The Langley City Council should take a final vote on the Langley Passage development, the developer’s told the city in a letter sent today, or the developer will take the city to court.
Douglas Kelly, the Clinton attorney representing Whidbey Neighborhood Partners, the builders of the Langley Passage development, urged the council to reconsider its rejection of the 20-home subdivision on the city’s eastern end and rescind the council’s initial vote taken on Nov. 1.
And if the city is serious about avoiding future landslides of the bluff along Edgecliff – a primary reason for the city council’s refusal to approve the project — it can require the developer to extend a sewer line down Edgecliff Drive.
Kelly told the city in a Jan. 12 letter that Whidbey Neighborhood Partners wants the city to make a decision, one way or the other, “at the earliest available time.”
He also said a court would find the council’s decision against Langley Passage as “clearly erroneous, arbitrary and capricious and contrary to law.”
City officials would not comment on the letter Wednesday.
Larry Cort, the city’s planning director, said he had just received a copy of the letter and forwarded it to Carol Morris, the city’s legal counsel.
“We literally just got this thing,” Cort said. “We’ll probably know a little bit more after Carol weighs in and has a chat with the mayor.”
Councilman Robert Gilman said he had not seen the letter, and could not comment on Langley Passage given the quasi-judicial nature of the process. (In quasi-judicial actions, council members assume the role of a judge and their actions are limited to official proceedings.)
Nearby neighbors to the Langley Passage project, and the Whidbey Environmental Action Network, have opposed the new subdivision since its start more than four years ago, largely due to concerns that additional development along Edgecliff Drive will push water runoff toward the unstable bluff overlooking Saratoga Passage, where many critics of the project own homes. The Edgecliff bluff has a long history of landslides, and experts have said that waves hitting the bottom of the bluff during high tides are the main culprit in the cliff’s instability.
Kelly pointed to the expert studies that have been conducted since 2008 and noted the city’s own consultant had said water from the project would not be discharged to the bluff.
“In short, the record before the city demonstrates unequivocally that the concern about the development somehow destabilizing the cliff is without merit,” Kelly wrote.
“If the city chooses to deny the plat, Whidbey Neighborhood Partners is prepared to address these issues to the courts, and to seek damages from the city of Langley as a result,” he added.

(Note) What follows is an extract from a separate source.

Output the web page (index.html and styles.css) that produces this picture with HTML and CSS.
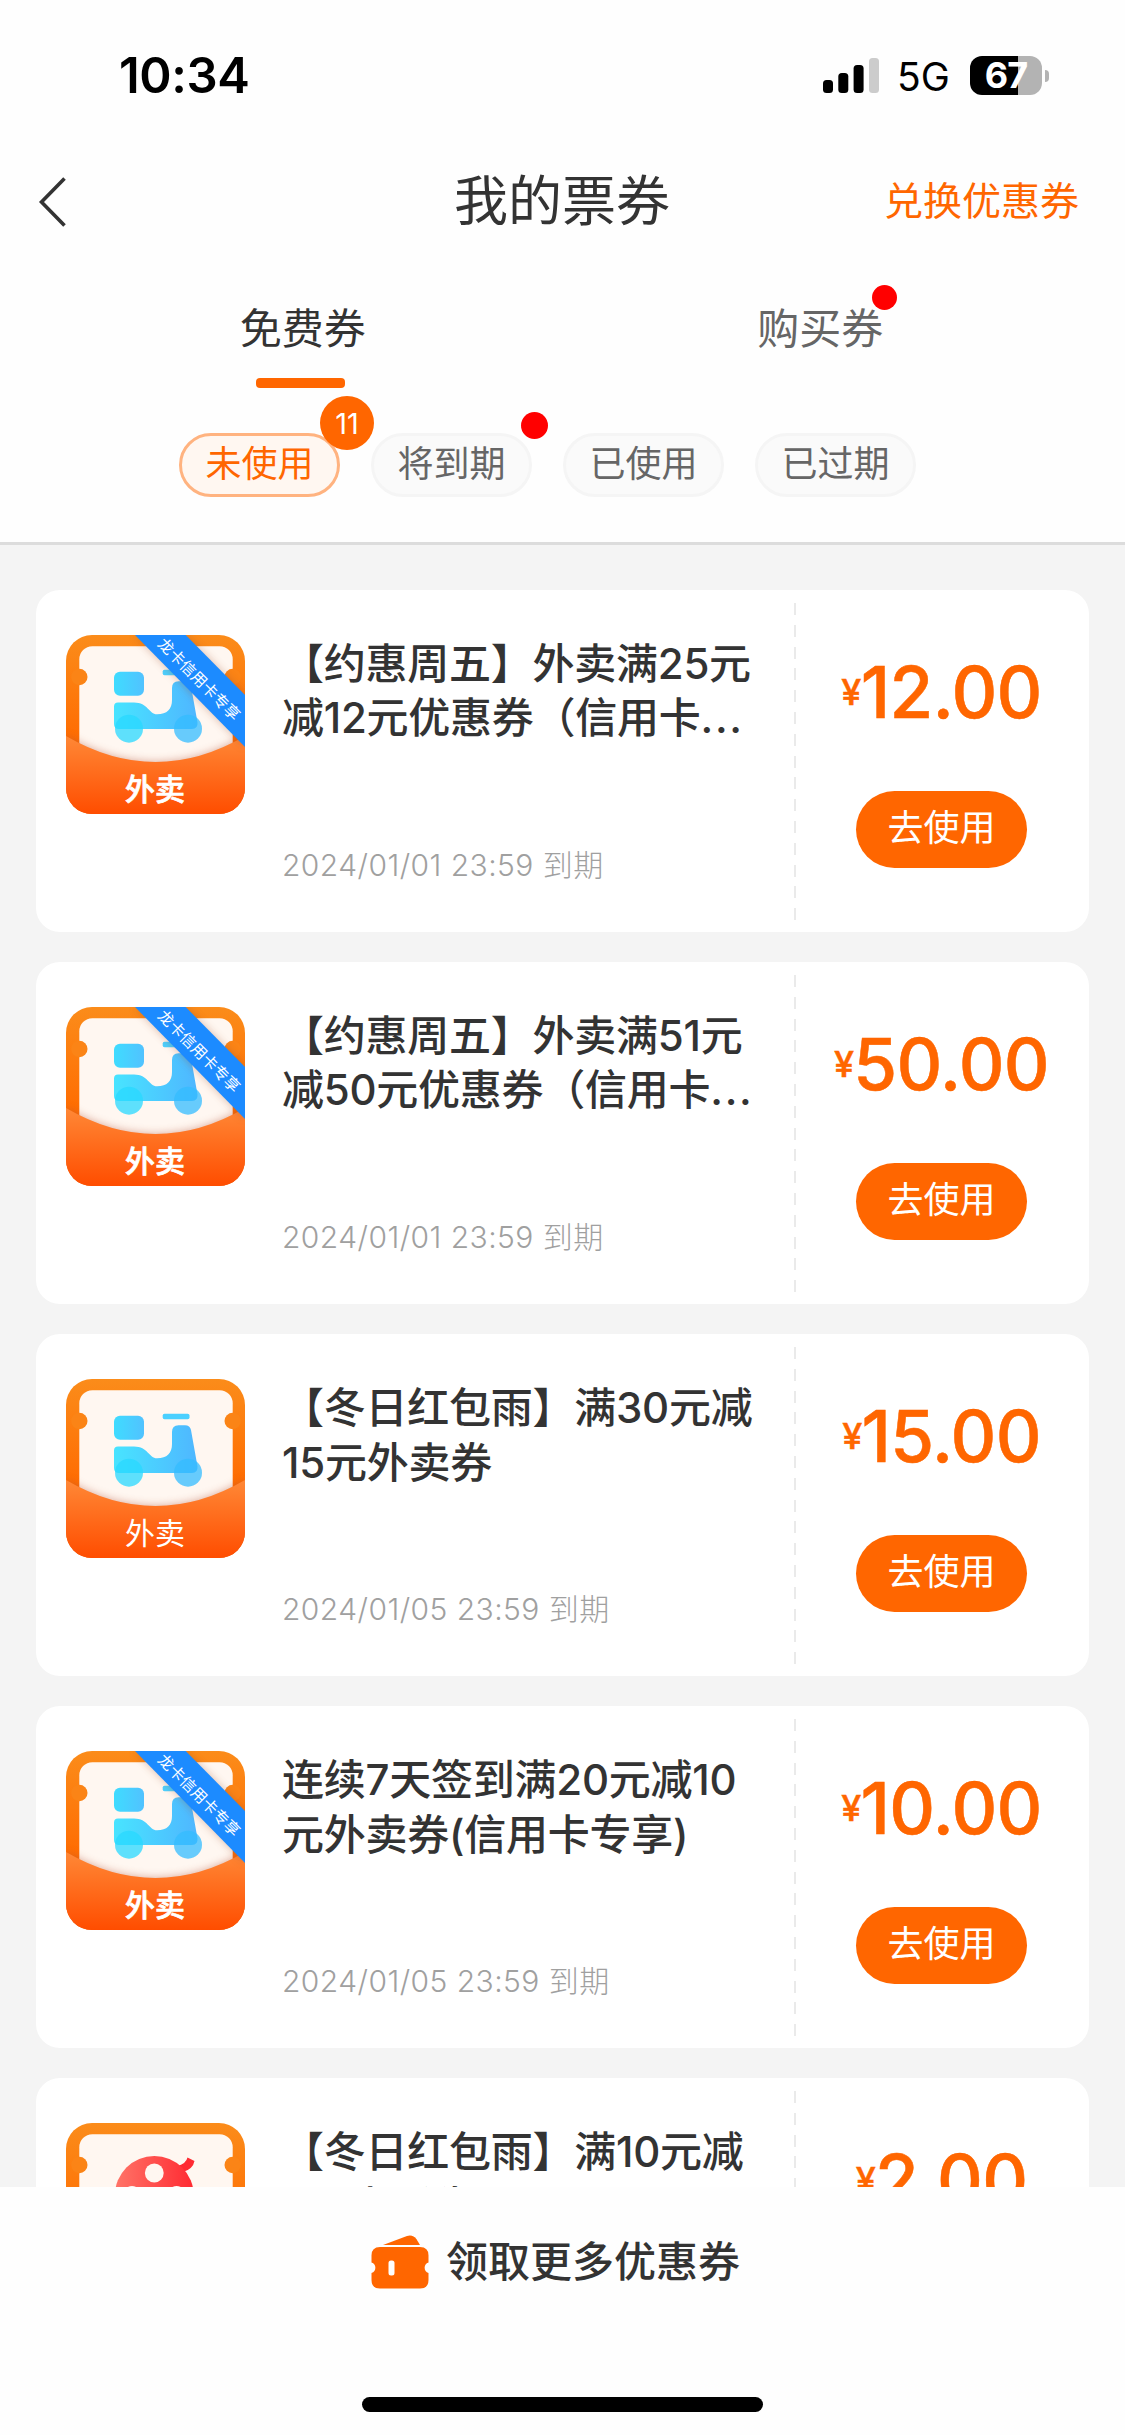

Kelly also said, however, that the developer was ready to amend its utility plan for the project to include a sewer line extension down Edgecliff Drive and across a neighboring property to the Langley Passage site. He noted that existing property owners were adding to the instability of the Edgecliff bluff, and the best way to protect the bluff was to extend a sewer line that would eventually mean the end of septic systems in the neighborhood.
“The largest adverse impact of development on the stability of the bluff is the 70-plus homes along the bluff that receive public water from the city of Langley, but then pump that water through facets, showers and toilets into septic systems on the bluff,” Kelly said in his letter.
“If each such home uses on average 177 gallons of city water a day, each home pumps nearly 65,000 gallons of water per year into the bluff. The single biggest mitigation that could be provided to improve the stability of the bluff would be to put a sewer line in Edgecliff Drive, so that over time, as the homes are sold or expanded, they could be hooked up to the sewer and taken off septic systems,” Kelly continued. “The public benefit of running a sewer line down Edgecliff will be to over time remove the largest single source of water being added to the bluff as a result of development.”
Edgecliff residents have opposed a sewer line along their street in the past, due largely to the costs of hooking up, and Kelly said it was doubtful that Langley would be able to get a sewer line in place without the development of Langley Passage.
“If the city council wants the development of Langley Passage to contribute to reducing the instability of the bluff, this is the only way that can be accomplished. It is also likely the only opportunity the city will have to get a sewer line installed in Edgecliff Drive,” he said. “It seems highly unlikely that the current homes along Edgecliff will agree to pay for a sewer line through an LID [local improvement district], there are no other properties that are likely to extend a sewer line as part of their development, and the prospect that the city will be able to afford to extend a sewer line down Edgecliff with its own resources is remote.”
Kelly indicated the developer had gotten approval from a nearby property owner for an easement for a new sewer line, and also a new water line.
He also asked the city to put the resolution of Langley Passage on the next council agenda, and approve the development with the additional requirement of a sewer line extension or take a final vote to deny the application so the developer can take the city to court.
Cort, Langley’s planning director, said a sewer line has been in the city’s capital facilities plan for years and is included in Langley’s 2006 comprehensive sewer plan.
The cost for a sewer line down the entire length of Edgecliff Drive, a total of 3,300 linear feet of pipe from Noble Creek to the city limits at the end of Edgecliff, was estimated at $260,000 in 2006 dollars.